Pas évident d’écrire un livre sur Pink Floyd en 2021 : Nick Mason, le batteur du groupe a déjà fait le récit de l’intérieur avec Inside Out, les ouvrages de Nicholas Schaffer (Saucerful Of Secrets, plus disponible en neuf) et Mark Blake (Pigs might fly) regorgent d’informations recueillies auprès du groupe et de leurs proches, et ils font référence parmi les fans. Ce ne sont là que les plus connus, et surtout devrait arriver bientôt l’auto-biographie de Roger Waters : si le bonhomme est fidèle à sa réputation, ça va saigner ! Il est de fait légitime de se demander si cette nouvelle brique de Dominique Dupuis trouve sa place dans l’édifice à la mémoire du groupe, et éventuellement dans votre bibliothèque, surtout si vous avez déjà un ou plusieurs des ouvrages cités ci-dessus. Il est donc temps d’ouvrir le "Pink Floyd" de Dominique Dupuis et de remonter 50 ans en arrière pour rencontrer quatre étudiants installés à Londres qui ont monté un groupe de blues déglingué en train de muer en quelque chose d’autre au contact du psychédélisme naissant.
Carré
La première chose qui frappe en prenant en main ce livre où figure en couverture le business man en feu de Wish You Were Here, c’est son format : il est carré et on comprend vite pourquoi : les ouvrages de la collection "Cover" des éditions du Layeur s’appuient sur sa discographie pour présenter un groupe. On y trouve donc des reproductions pleine page des couvertures des albums qui bénéficient d’une impression de qualité sur un papier glacé épais, une qualité qui se sent aussi au poids du livre ! Vous me direz c’est "normal" pour un ouvrage qui se classe dans la catégorie "beaux livres" et qui n’est pas donné (cela dit 225 pages pour 35€ ce n’est pas si cher comparé à un seul des vinyles Pink Floyd reproduits à l’intérieur).
Révélation
Pour qui n’en a que faire des vinyles justement, qui n’a connu ces visuels conçues en majorité par Storm Thorgerson que sur un écran d’ordinateur ou au format CD, les découvrir en grand est presque une révélation : on découvre des détails qu’on a tout simplement jamais vus et le livre n’est pas avare d’anecdotes sur la réalisation de ces images devenus mythiques : tout cela se passe avant Photoshop, donc quand pour la couverture de A Momentary Lapse of Reason, Storm veut une plage avec des centaines de lits, il réquisitionne vraiment les lits en question, L’homme qui brûle a réellement été mis en feu, le cochon gonflable au dessus de la Battersea Powerstation s’est libéré de ses cordes et fait halluciné les pilotes d’avion.
Un avec tout
Evidemment beaucoup de ses anecdotes ne seront pas nouvelles pour les fans mais étant donné la richesse iconographique (il n’y a pas que les couvertures mais aussi de nombreuses photographies là encore reproduites en grand format) on est agréablement surpris par tout ce que Dominique Dupuis arrive à caser comme informations en à peine deux pages pour certains albums. Lesquels sont tous présents, tous les albums studio du groupe, y compris les bandes originales de film*, les lives, les compilations dont les coffrets "Early Years" qui documentent le processus créatif du groupe à ces débuts à travers moults lives et enregistrements inédits.
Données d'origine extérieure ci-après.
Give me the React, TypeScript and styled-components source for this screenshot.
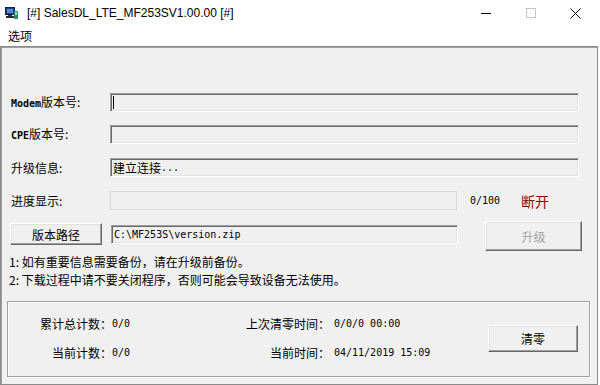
import React from "react";
import styled, { createGlobalStyle } from "styled-components";

const GlobalStyle = createGlobalStyle`
  html, body {
    margin: 0;
    padding: 0;
    background: #fff;
  }
  body {
    width: 600px;
    height: 385px;
    overflow: hidden;
    font-family: "Noto Sans CJK SC", sans-serif;
    font-size: 12px;
    color: #000;
  }
`;

const Window = styled.div`
  display: flex;
  flex-direction: column;
  width: 600px;
  height: 385px;
  background: #fff;
`;

const TitleBar = styled.div`
  display: flex;
  align-items: center;
  height: 26px;
  padding-left: 5px;
`;

const TitleText = styled.span`
  flex: 1;
  margin-left: 8px;
  font-family: "Liberation Sans", "Noto Sans CJK SC", sans-serif;
  font-size: 12px;
  line-height: 26px;
`;

const Controls = styled.div`
  display: flex;
  margin-right: 2px;
`;

const ControlButton = styled.div`
  width: 45px;
  height: 26px;
  display: flex;
  align-items: center;
  justify-content: center;
`;

const MenuBar = styled.div`
  height: 20px;
  padding-left: 8px;
  font-size: 12px;
  line-height: 20px;
`;

const Client = styled.div`
  flex: 1;
  display: flex;
  flex-direction: column;
  margin-right: 2px;
  background: #f0f0f0;
  border: 1px solid #8a8a8a;
  box-shadow: inset 1px 1px #a0a0a0;
`;

const Form = styled.div`
  display: flex;
  flex-direction: column;
  padding: 46px 18px 0 8px;
`;

const Row = styled.div<{ $top: number; $height?: number }>`
  display: flex;
  align-items: center;
  height: ${(p) => p.$height ?? 19}px;
  margin-top: ${(p) => p.$top}px;
`;

const Label = styled.div`
  width: 101px;
  flex: none;
  padding-left: 2px;
  box-sizing: border-box;
  font-size: 12px;
  line-height: 19px;
  white-space: nowrap;
`;

const Latin = styled.span`
  font-family: "DejaVu Sans Mono", monospace;
  font-size: 10px;
  font-weight: bold;
`;

const Field = styled.div<{ $width?: number; $flat?: boolean }>`
  box-sizing: border-box;
  height: 19px;
  ${(p) => (p.$width ? `width: ${p.$width}px; flex: none;` : `flex: 1;`)}
  display: flex;
  align-items: center;
  padding-left: 2px;
  background: #f0f0f0;
  border: 1px solid;
  border-color: ${(p) => (p.$flat ? "#d9d9d9" : "#a0a0a0 #fff #fff #a0a0a0")};
  box-shadow: ${(p) =>
    p.$flat ? "none" : "inset 1px 1px #696969, inset -1px -1px #e3e3e3"};
  font-size: 12px;
  line-height: 17px;
  white-space: nowrap;
  overflow: hidden;
`;

const Caret = styled.span`
  width: 1px;
  height: 13px;
  background: #000;
`;

const Mono = styled.span`
  font-family: "DejaVu Sans Mono", monospace;
  font-size: 10px;
  white-space: nowrap;
`;

const Counter = styled(Mono)`
  margin-left: 13px;
`;

const Status = styled.span`
  margin-left: 21px;
  color: #990000;
  font-size: 14px;
`;

const Button = styled.div<{ $width: number; $height: number; $disabled?: boolean }>`
  box-sizing: border-box;
  flex: none;
  width: ${(p) => p.$width}px;
  height: ${(p) => p.$height}px;
  display: flex;
  align-items: center;
  justify-content: center;
  background: #f0f0f0;
  border: 1px solid;
  border-color: #fff #696969 #696969 #fff;
  box-shadow: inset -1px -1px #a0a0a0, inset 1px 1px #e3e3e3;
  color: ${(p) => (p.$disabled ? "#a0a0a0" : "#000")};
  font-size: 12px;
`;

const PathButton = styled(Button)`
  margin-left: 1px;
  margin-right: 9px;
`;

const UpgradeButton = styled(Button)`
  margin-left: 27px;
  align-self: flex-start;
  margin-top: -2px;
`;

const Notes = styled.div`
  margin-top: 8px;
  font-size: 12px;
  line-height: 18px;
  white-space: nowrap;
`;

const GroupBox = styled.div`
  display: grid;
  grid-template-columns: 104px 134px 84px 158px 90px;
  grid-template-rows: 29px 29px;
  margin: 12px 7px 7px 6px;
  padding: 7px 0 9px 0;
  border: 1px solid #a0a0a0;
  box-shadow: inset 1px 1px #fff, 1px 1px #fff;
  font-size: 12px;
`;

const StatLabel = styled.div`
  text-align: right;
  line-height: 29px;
  white-space: nowrap;
`;

const StatValue = styled(Mono)<{ $pad?: number }>`
  padding-left: ${(p) => p.$pad ?? 0}px;
  line-height: 29px;
`;

const ClearButton = styled(Button)`
  grid-column: 5;
  grid-row: 1 / span 2;
  align-self: center;
`;

const AppIcon = () => (
  <svg width="14" height="12" viewBox="0 0 14 12">
    <rect x="0.5" y="0.5" width="9" height="7" fill="#1b3f8f" stroke="#1a1a2e" />
    <rect x="2" y="2" width="6" height="4" fill="#4f8fe0" />
    <rect x="3" y="8" width="4" height="1" fill="#333" />
    <rect x="1" y="9" width="8" height="2" fill="#2a2a2a" />
    <rect x="9" y="4" width="4" height="8" rx="1" fill="#1f8f6f" />
    <rect x="10" y="5" width="2" height="3" fill="#8fe0c0" />
  </svg>
);

const MinimizeIcon = () => (
  <svg width="10" height="10" viewBox="0 0 10 10">
    <line x1="0" y1="5.5" x2="10" y2="5.5" stroke="#000" strokeWidth="1" />
  </svg>
);

const MaximizeIcon = () => (
  <svg width="10" height="10" viewBox="0 0 10 10">
    <rect x="0.5" y="0.5" width="9" height="9" fill="none" stroke="#c4c4c4" strokeWidth="1" />
  </svg>
);

const CloseIcon = () => (
  <svg width="11" height="11" viewBox="0 0 11 11">
    <path d="M0.5 0.5 L10.5 10.5 M10.5 0.5 L0.5 10.5" stroke="#000" strokeWidth="1" />
  </svg>
);

const App: React.FC = () => (
  <Window>
    <GlobalStyle />
    <TitleBar>
      <AppIcon />
      <TitleText>[#] SalesDL_LTE_MF253SV1.00.00 [#]</TitleText>
      <Controls>
        <ControlButton>
          <MinimizeIcon />
        </ControlButton>
        <ControlButton>
          <MaximizeIcon />
        </ControlButton>
        <ControlButton>
          <CloseIcon />
        </ControlButton>
      </Controls>
    </TitleBar>
    <MenuBar>选项</MenuBar>
    <Client>
      <Form>
        <Row $top={0}>
          <Label>
            <Latin>Modem</Latin>版本号:
          </Label>
          <Field>
            <Caret />
          </Field>
        </Row>
        <Row $top={13}>
          <Label>
            <Latin>CPE</Latin>版本号:
          </Label>
          <Field />
        </Row>
        <Row $top={14}>
          <Label>升级信息:</Label>
          <Field>
            建立连接<Mono>...</Mono>
          </Field>
        </Row>
        <Row $top={14}>
          <Label>进度显示:</Label>
          <Field $width={347} $flat />
          <Counter>0/100</Counter>
          <Status>断开</Status>
        </Row>
        <Row $top={13} $height={22}>
          <PathButton $width={92} $height={22}>
            版本路径
          </PathButton>
          <Field $width={347}>
            <Mono>C:\MF253S\version.zip</Mono>
          </Field>
          <UpgradeButton $width={97} $height={30} $disabled>
            升级
          </UpgradeButton>
        </Row>
        <Notes>
          <div>1: 如有重要信息需要备份，请在升级前备份。</div>
          <div>2: 下载过程中请不要关闭程序，否则可能会导致设备无法使用。</div>
        </Notes>
      </Form>
      <GroupBox>
        <StatLabel>累计总计数：</StatLabel>
        <StatValue>0/0</StatValue>
        <StatLabel>上次清零时间：</StatLabel>
        <StatValue $pad={4}>0/0/0 00:00</StatValue>
        <ClearButton $width={90} $height={27}>
          清零
        </ClearButton>
        <StatLabel>当前计数：</StatLabel>
        <StatValue>0/0</StatValue>
        <StatLabel>当前时间：</StatLabel>
        <StatValue $pad={4}>04/11/2019 15:09</StatValue>
      </GroupBox>
    </Client>
  </Window>
);

export default App;
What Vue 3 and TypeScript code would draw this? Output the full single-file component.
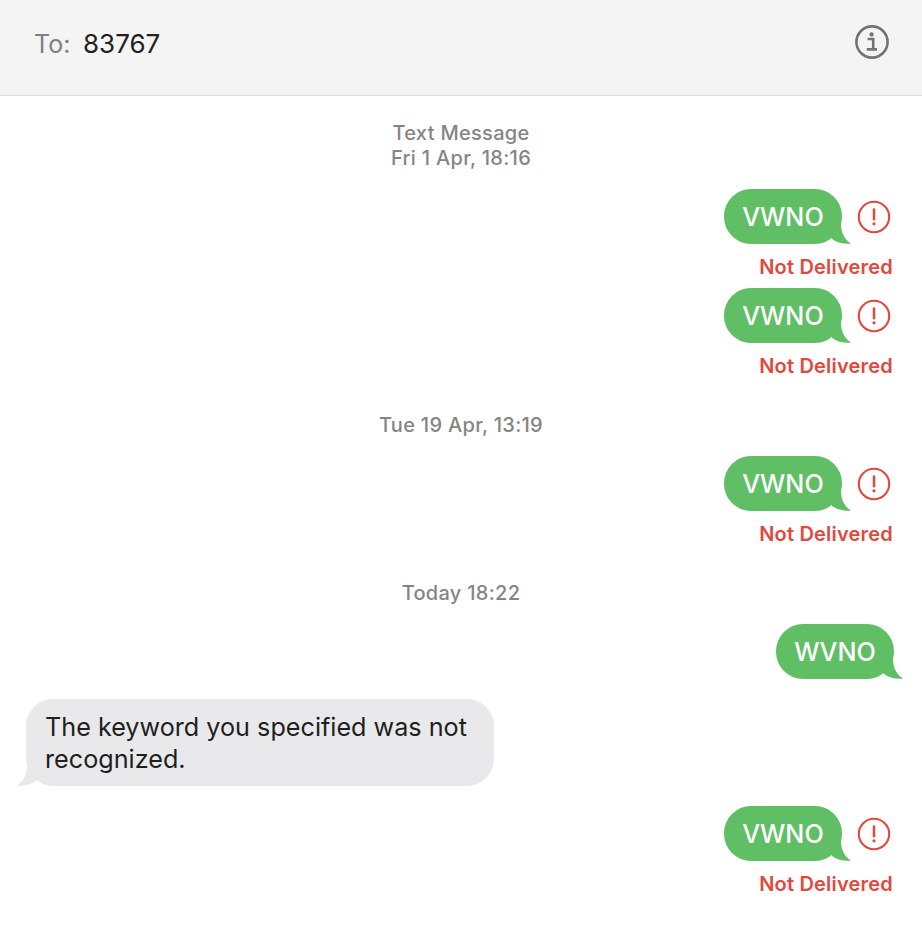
<template>
  <div class="conversation">
    <header class="conversation__header">
      <div class="conversation__recipient">
        <span class="conversation__to">To:</span>
        <span class="conversation__number">83767</span>
      </div>
      <svg class="conversation__info" width="36" height="36" viewBox="0 0 36 36" fill="none">
        <circle cx="18" cy="18" r="15.6" stroke="#737373" stroke-width="2.6" />
        <circle cx="17.6" cy="10.4" r="2.1" fill="#737373" />
        <path d="M13.6 15h5.6v10M12.8 25.4h10.2" stroke="#737373" stroke-width="2.6" />
      </svg>
    </header>

    <main class="conversation__body">
      <template v-for="block in blocks" :key="block.stamp.join()">
        <div class="stamp">
          <div v-for="line in block.stamp" :key="line">{{ line }}</div>
        </div>
        <div class="block">
          <template v-for="(msg, i) in block.messages" :key="i">
            <div v-if="msg.incoming" class="incoming">
              <div class="bubble bubble--gray">
                {{ msg.text }}
                <svg class="tail tail--left" width="22" height="20" viewBox="0 0 22 20">
                  <path d="M10 0C10 8 7 15 0 19.6C6 20.4 13 19 19 15L22 0Z" fill="#e9e9eb" />
                </svg>
              </div>
            </div>
            <div v-else class="outgoing" :class="{ 'outgoing--failed': msg.failed }">
              <div class="outgoing__row">
                <div class="bubble bubble--green">
                  {{ msg.text }}
                  <svg class="tail tail--right" width="22" height="20" viewBox="0 0 22 20">
                    <path d="M12 0C12 8 15 15 22 19.6C16 20.4 9 19 3 15L0 0Z" fill="#60bf65" />
                  </svg>
                </div>
                <svg v-if="msg.failed" class="alert" width="34" height="34" viewBox="0 0 34 34" fill="none">
                  <circle cx="17" cy="17" r="15.2" stroke="#e2483e" stroke-width="2.1" />
                  <path d="M17 9.6v9.6" stroke="#e2483e" stroke-width="2.5" stroke-linecap="round" />
                  <circle cx="17" cy="23.8" r="1.6" fill="#e2483e" />
                </svg>
              </div>
              <div v-if="msg.failed" class="outgoing__status">Not Delivered</div>
            </div>
          </template>
        </div>
      </template>
    </main>
  </div>
</template>

<script setup lang="ts">
interface Message {
  text: string;
  failed?: boolean;
  incoming?: boolean;
}

const blocks: { stamp: string[]; messages: Message[] }[] = [
  {
    stamp: ['Text Message', 'Fri 1 Apr, 18:16'],
    messages: [
      { text: 'VWNO', failed: true },
      { text: 'VWNO', failed: true },
    ],
  },
  {
    stamp: ['Tue 19 Apr, 13:19'],
    messages: [{ text: 'VWNO', failed: true }],
  },
  {
    stamp: ['Today 18:22'],
    messages: [
      { text: 'WVNO' },
      { text: 'The keyword you specified was not recognized.', incoming: true },
      { text: 'VWNO', failed: true },
    ],
  },
];
</script>

<style scoped>
.conversation {
  width: 922px;
  height: 952px;
  overflow: hidden;
  background: #fff;
  font-family: Inter, "Liberation Sans", sans-serif;
}

.conversation__header {
  height: 84px;
  border-bottom: 1px solid #dcdcdc;
  background: #f4f4f4;
  display: flex;
  align-items: center;
  justify-content: space-between;
  padding: 0 32px 11px 34px;
}

.conversation__recipient {
  display: flex;
  align-items: baseline;
  position: relative;
  top: 1px;
}

.conversation__to {
  color: #808080;
  font-size: 25px;
  width: 49px;
}

.conversation__number {
  color: #222;
  font-size: 26px;
}

.conversation__body {
  padding-top: 25px;
}

.stamp {
  color: #858585;
  font-size: 20px;
  font-weight: 500;
  letter-spacing: 0.3px;
  line-height: 25px;
  text-align: center;
}

.block {
  margin-top: 18px;
  margin-bottom: 46px;
  display: flex;
  flex-direction: column;
  gap: 20px;
}

.outgoing {
  display: flex;
  flex-direction: column;
  align-items: flex-end;
  padding-right: 28px;
}

.outgoing--failed {
  padding-right: 29px;
  margin-bottom: -11px;
}

.outgoing__row {
  display: flex;
  align-items: center;
  gap: 15px;
}

.outgoing--failed .outgoing__row {
  margin-right: 2px;
}

.outgoing__status {
  color: #e2483e;
  font-size: 20px;
  font-weight: 600;
  letter-spacing: 0.2px;
  line-height: 24px;
  margin-top: 11px;
}

.incoming {
  padding-left: 26px;
}

.bubble {
  position: relative;
  font-size: 25.2px;
  line-height: 32px;
  box-sizing: border-box;
}

.bubble--green {
  height: 55px;
  width: 118px;
  border-radius: 27px;
  background: #60bf65;
  color: #fff;
  font-weight: 450;
  display: flex;
  align-items: center;
  justify-content: center;
}

.bubble--gray {
  width: 468px;
  padding: 12px 19px 11px;
  border-radius: 27px;
  background: #e9e9eb;
  color: #1f1f1f;
}

.tail {
  position: absolute;
  bottom: 0;
}

.tail--right {
  right: -9px;
}

.tail--left {
  left: -9px;
}
</style>

<style>
html,
body {
  margin: 0;
  background: #fff;
}
</style>
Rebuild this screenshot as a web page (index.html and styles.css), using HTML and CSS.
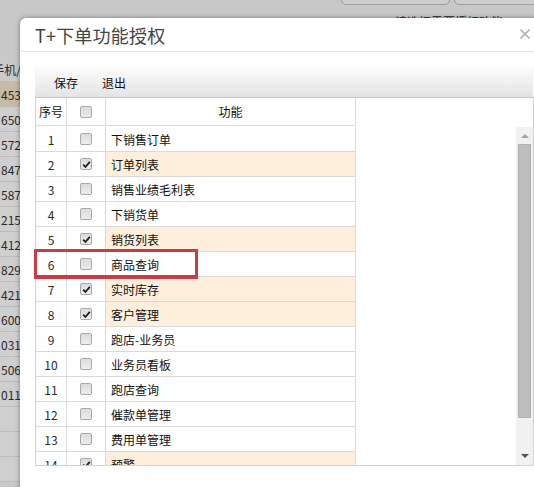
FILE: index.html
```html
<!DOCTYPE html>
<html lang="zh-CN">
<head>
<meta charset="utf-8">
<title>T+下单功能授权</title>
<link rel="stylesheet" href="styles.css">
</head>
<body>
<div class="page">
  <div class="topbar"><span class="tbtn"></span><span class="tbtn wide"></span></div>
  <div class="notice">请选择需要授权功能</div>
  <div class="bgtable">
    <div class="bgcell head">手机/</div>
    <div class="bgcell sel">453</div>
    <div class="bgcell">650</div>
    <div class="bgcell">572</div>
    <div class="bgcell">847</div>
    <div class="bgcell">587</div>
    <div class="bgcell">215</div>
    <div class="bgcell">412</div>
    <div class="bgcell">829</div>
    <div class="bgcell">421</div>
    <div class="bgcell">600</div>
    <div class="bgcell">031</div>
    <div class="bgcell">506</div>
    <div class="bgcell">011</div>
    <div class="bgcell"></div>
    <div class="bgcell"></div>
    <div class="bgcell"></div>
  </div>
</div>

<div class="dialog">
  <div class="dhead">
    <span class="dtitle">T+下单功能授权</span>
    <svg class="close" width="10" height="10" viewBox="0 0 10 10"><path d="M0.5 0.5 L9.5 9.5 M9.5 0.5 L0.5 9.5" stroke="#b4b4b4" stroke-width="1.6" fill="none"/></svg>
  </div>
  <div class="dbody">
    <div class="toolbar"><span>保存</span><span>退出</span></div>
    <div class="grid">
      <div class="ghead">
        <div class="cell c-no">序号</div>
        <div class="cell c-ck"><span class="cb"></span></div>
        <div class="cell c-name center">功能</div>
        <div class="gfill"></div>
      </div>
      <div class="gbody">
        <div class="rows">
          <div class="row"><div class="cell c-no">1</div><div class="cell c-ck"><span class="cb"></span></div><div class="cell c-name">下销售订单</div></div>
          <div class="row on"><div class="cell c-no">2</div><div class="cell c-ck"><span class="cb"><svg width="11" height="11" viewBox="0 0 11 11"><path d="M2.2 5.6 L4.4 8 L8.8 2.8" stroke="#1e1e1e" stroke-width="1.8" fill="none"/></svg></span></div><div class="cell c-name">订单列表</div></div>
          <div class="row"><div class="cell c-no">3</div><div class="cell c-ck"><span class="cb"></span></div><div class="cell c-name">销售业绩毛利表</div></div>
          <div class="row"><div class="cell c-no">4</div><div class="cell c-ck"><span class="cb"></span></div><div class="cell c-name">下销货单</div></div>
          <div class="row on"><div class="cell c-no">5</div><div class="cell c-ck"><span class="cb"><svg width="11" height="11" viewBox="0 0 11 11"><path d="M2.2 5.6 L4.4 8 L8.8 2.8" stroke="#1e1e1e" stroke-width="1.8" fill="none"/></svg></span></div><div class="cell c-name">销货列表</div></div>
          <div class="row"><div class="cell c-no">6</div><div class="cell c-ck"><span class="cb"></span></div><div class="cell c-name">商品查询</div></div>
          <div class="row on"><div class="cell c-no">7</div><div class="cell c-ck"><span class="cb"><svg width="11" height="11" viewBox="0 0 11 11"><path d="M2.2 5.6 L4.4 8 L8.8 2.8" stroke="#1e1e1e" stroke-width="1.8" fill="none"/></svg></span></div><div class="cell c-name">实时库存</div></div>
          <div class="row on"><div class="cell c-no">8</div><div class="cell c-ck"><span class="cb"><svg width="11" height="11" viewBox="0 0 11 11"><path d="M2.2 5.6 L4.4 8 L8.8 2.8" stroke="#1e1e1e" stroke-width="1.8" fill="none"/></svg></span></div><div class="cell c-name">客户管理</div></div>
          <div class="row"><div class="cell c-no">9</div><div class="cell c-ck"><span class="cb"></span></div><div class="cell c-name">跑店-业务员</div></div>
          <div class="row"><div class="cell c-no">10</div><div class="cell c-ck"><span class="cb"></span></div><div class="cell c-name">业务员看板</div></div>
          <div class="row"><div class="cell c-no">11</div><div class="cell c-ck"><span class="cb"></span></div><div class="cell c-name">跑店查询</div></div>
          <div class="row"><div class="cell c-no">12</div><div class="cell c-ck"><span class="cb"></span></div><div class="cell c-name">催款单管理</div></div>
          <div class="row"><div class="cell c-no">13</div><div class="cell c-ck"><span class="cb"></span></div><div class="cell c-name">费用单管理</div></div>
          <div class="row on"><div class="cell c-no">14</div><div class="cell c-ck"><span class="cb"><svg width="11" height="11" viewBox="0 0 11 11"><path d="M2.2 5.6 L4.4 8 L8.8 2.8" stroke="#1e1e1e" stroke-width="1.8" fill="none"/></svg></span></div><div class="cell c-name">预警</div></div>
        </div>
        <div class="gfill"></div>
        <div class="scroll">
          <div class="sarrow"><span class="tri-up"></span></div>
          <div class="thumb"></div>
          <div class="strack"></div>
          <div class="sarrow down"><span class="tri-down"></span></div>
        </div>
      </div>
      <div class="mark"></div>
    </div>
  </div>
</div>
</body>
</html>
```

FILE: styles.css
```css
html, body {
  margin: 0;
  padding: 0;
  overflow: hidden;
}
body {
  width: 534px;
  height: 487px;
  background: #c8c8c8;
  font-family: "Noto Sans CJK SC", "Liberation Sans", sans-serif;
  font-size: 12px;
  color: #222;
  position: relative;
}

/* background page (under the modal mask) */
.page {
  display: flex;
  flex-direction: column;
}
.topbar {
  height: 5px;
  display: flex;
  justify-content: flex-end;
  align-items: flex-end;
  gap: 4px;
  overflow: hidden;
}
.tbtn {
  width: 109px;
  height: 24px;
  flex: none;
  border: 1px solid #9e9e9e;
  border-radius: 5px;
  background: #cdcdcd;
  box-sizing: border-box;
}
.tbtn.wide {
  width: 90px;
  margin-right: -10px;
}
.notice {
  margin-top: 9px;
  height: 16px;
  line-height: 16px;
  text-align: right;
  padding-right: 31px;
  color: #1c1c1c;
  font-size: 12px;
}
.bgtable {
  margin-top: 27px;
  width: 21px;
  display: flex;
  flex-direction: column;
}
.bgcell {
  height: 24px;
  border-bottom: 1px solid #bcbcbc;
  background: #cfcfcf;
  display: flex;
  align-items: center;
  justify-content: flex-end;
  overflow: hidden;
  white-space: nowrap;
  color: #2a2a2a;
  font-size: 12px;
}
.bgcell.head {
  background: #c9c9c9;
}
.bgcell.sel {
  background: #c7bba4;
}

/* dialog */
.dialog {
  position: absolute;
  left: 20px;
  top: 18px;
  width: 528px;
  height: 480px;
  background: #fff;
  border-radius: 6px 6px 0 0;
  box-shadow: 0 0 5px rgba(0, 0, 0, 0.4);
  display: flex;
  flex-direction: column;
}
.dhead {
  height: 33px;
  border-bottom: 1px solid #e4e4e4;
  display: flex;
  align-items: center;
  justify-content: space-between;
  padding: 0 18px 0 15px;
}
.dtitle {
  font-size: 18px;
  color: #444;
  letter-spacing: 0.2px;
}
.close {
  margin-top: -2px;
}
.dbody {
  padding: 16px 15px 0 15px;
}
.toolbar {
  height: 29px;
  display: flex;
  align-items: center;
  gap: 24px;
  padding-left: 19px;
  background: linear-gradient(#fbfbfb, #e4e4e4);
  font-size: 12px;
  color: #111;
}

.grid {
  position: relative;
  width: 499px;
  height: 369px;
  box-sizing: border-box;
  border: 1px solid #d2d2d2;
  border-top-color: #c6c6c6;
}
.ghead {
  display: flex;
  height: 29px;
}
.ghead .cell {
  height: 28px;
  color: #111;
}
.cell {
  box-sizing: border-box;
  border-right: 1px solid #dadada;
  border-bottom: 1px solid #dadada;
  display: flex;
  align-items: center;
  justify-content: center;
  flex: none;
}
.c-no {
  width: 31px;
  color: #2a2a2a;
}
.c-ck {
  width: 39px;
}
.c-name {
  width: 250px;
  justify-content: flex-start;
  padding-left: 5px;
  color: #111;
}
.c-name.center {
  justify-content: center;
  padding-left: 0;
}
.gfill {
  flex: 1;
}
.gbody {
  display: flex;
  height: 338px;
  overflow: hidden;
}
.rows {
  width: 320px;
  flex: none;
  display: flex;
  flex-direction: column;
}
.row {
  display: flex;
  height: 25px;
  flex: none;
}
.row .cell {
  height: 25px;
}
.row.on .c-name {
  background: #fdefdb;
}
.cb {
  width: 12px;
  height: 12px;
  box-sizing: border-box;
  border: 1px solid #a9a9a9;
  border-radius: 2px;
  background: linear-gradient(#dcdcdc, #ececec);
  display: flex;
  align-items: center;
  justify-content: center;
}
.cb svg {
  flex: none;
}

.scroll {
  width: 17px;
  flex: none;
  background: #f1f1f1;
  display: flex;
  flex-direction: column;
}
.sarrow {
  height: 17px;
  display: flex;
  align-items: center;
  justify-content: center;
  flex: none;
}
.sarrow.down {
  height: 19px;
}
.tri-up {
  width: 0;
  height: 0;
  border-left: 4px solid transparent;
  border-right: 4px solid transparent;
  border-bottom: 4px solid #a4a4a4;
}
.tri-down {
  width: 0;
  height: 0;
  border-left: 4px solid transparent;
  border-right: 4px solid transparent;
  border-top: 4px solid #555;
}
.thumb {
  height: 274px;
  margin: 0 2px;
  background: #bdbdbd;
  box-sizing: border-box;
  border: 1px solid #b2b2b2;
  flex: none;
}
.strack {
  flex: 1;
}

.mark {
  position: absolute;
  left: -2px;
  top: 151px;
  width: 164px;
  height: 30px;
  box-sizing: border-box;
  border: 3px solid #cb3b43;
  border-bottom-width: 4px;
}
```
On retrouve aussi une sélection de bootlegs de Pink Floyd, ce qui est une bonne idée car il y en a une quantité qui existe dans ce marché non officiel et on peut être vite perdu dans la masse.
Créer l’envie
Et pour finir il y a les albums solo de chacun des membres de Pink Floyd, un sujet qui est loin de faire consensus parmi les fans. Dominique Dupuis ne choisit pas de chapelle et présente les œuvres de chacun, en se montrant critique sur le contenu mais sans non plus dézinguer l’un ou l’autre, en fait il essaie plutôt de trouver les qualités dans chaque disque et il fait un plutôt bon travail étant donné qu’il m’a donné envie de réécouter les albums solo de Waters ou encore Nick mason’s Saucerful of secrets, le projet tout récent du batteur autour du "vieux répertoire" que le Pink Floyd sans Waters des années 90 de même que Waters et Gilmour en solo zappent presque complètement dans leurs tournées.
personnel
On arrive à la fin du voyage, encore qu’on puisse se demander s’il s’agit du court concert au Live 8 en 2005 avec le groupe complet ou l’album The Endless River. On connaissait déjà une grande partie de l’histoire mais on aura appris ou réappris quelques petites choses, on aura eu envie de réécouter certains disques qu’on a tendance à snobber, on s’est régalé des couvertures du disque et des superbes images.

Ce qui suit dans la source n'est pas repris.